Now, implicit in my essay was the notion that the only way a bondage-licious book/story/game/movie could slide into mainstream culture, was by "passing" as something else, on some level.

I completely missed the mark there. Because the next big thing to come down the pike in terms of bondage content is what's coming down the pike right now: 50 Shades of Gray. And it's not passing for anything. People were talking about the bondage content of 50 Shades from Day One. it had the form of a romance, but was clearly a piece of bondage erotica, which it was described as in some places.

It never occurred to me back in 2007 that people would openly accept bondage porn, especially the adult women who got 50 Shades of Gray dubbed "mommy porn" by buying it in droves. Completely blindsided me, and everyone else, apparently. I had spent too much time listening to all the "Bondage ... eeeeewww!" talk that was so prevalent in the mainstream media. It had conditioned me to think that bondage erotica would never be accepted in the mainstream.

I should have know better. I had observed on several occasions that the content of many romance novels, especially 'bodice rippers' had strong dominance and submission themes and were very close to being D/s erotica. And that romance novels were developing wilder, sexier lines. But I missed the significance of that.

Here's another thing I missed: that the readership of romance novels had done a "student body left" into online erotica. Everybody missed that. But that's the only way that 50 Shades of Gray could have become a runaway bestseller -- the readers were ALREADY THERE when the book went online, and the Twilight fanfic fans made it a bestseller.

Which is yet another thing I missed ... the fact that fanfic has become the new bedding grounds for writers. As I've already pointed out, mainstream publishing has turned into a winner-take-all lottery, focusing only on bestsellers that they call "tentpole books" and ignoring the midlist books that were once the basis of their sales.

Of course, mainstream publishers are now frantically struggling to "get into" the online erotica market, looking for new tentpole books. And they are bringing their books to the online world at TRADITIONAL prices. Now I created Karg all by my lonesome, as many online erotica writers do. And I get 75 percent of the money when the book sells. If I had the kind of sales that E.L. James had BEFORE she signed with a big mainstream publishers, I'd be rich ... probably a millionaire. And Karg sells for less than $5 US. Like most online erotica publishers, I keep my prices low.

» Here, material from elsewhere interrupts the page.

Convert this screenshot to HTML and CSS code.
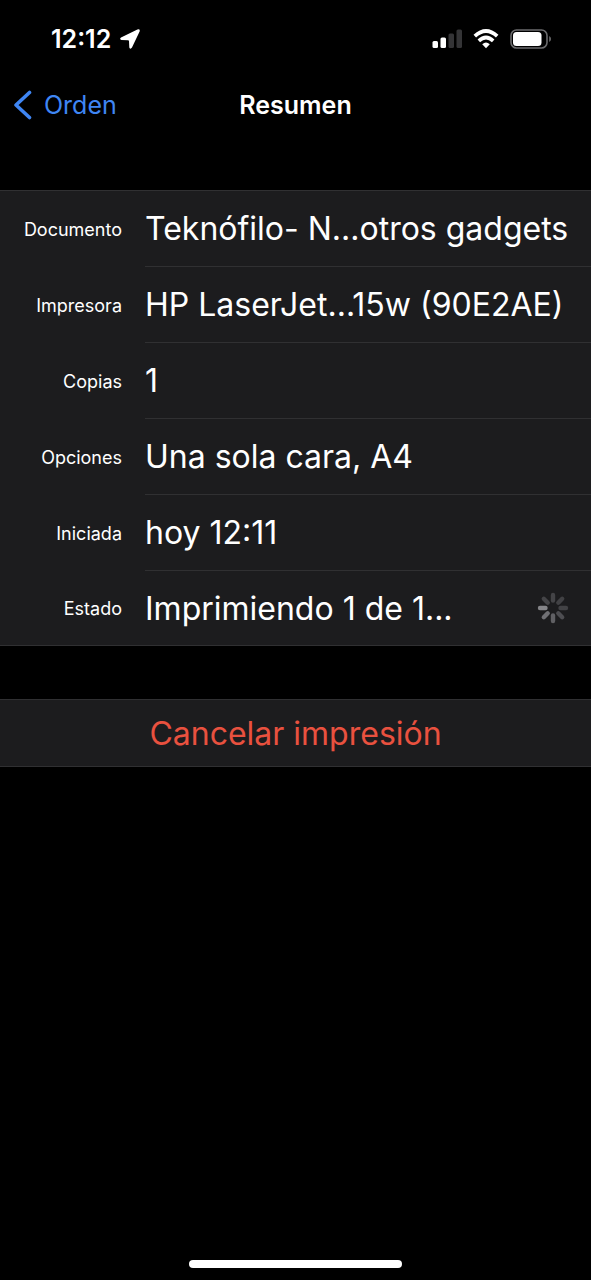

My point is, most online books from traditional publishers cost just as much as the hard copy -- often twenty bucks or so. What is your money paying for? Presumably, the hard copy costs are covered by hard copy sales. I'll tell you what you are paying for: the CEO's house in the Hamptons. The marketing manager's biannual vacations to Europe and the Caribbean. The sales staff's Lexuse and BMW. That's what you are paying for. And these people are useless, really. They are NOT responsible for the success of E.L. James' books.

And the overall point of this article is that it is good to look at your past predictions, even if they are wrong. Because you can learn a lot!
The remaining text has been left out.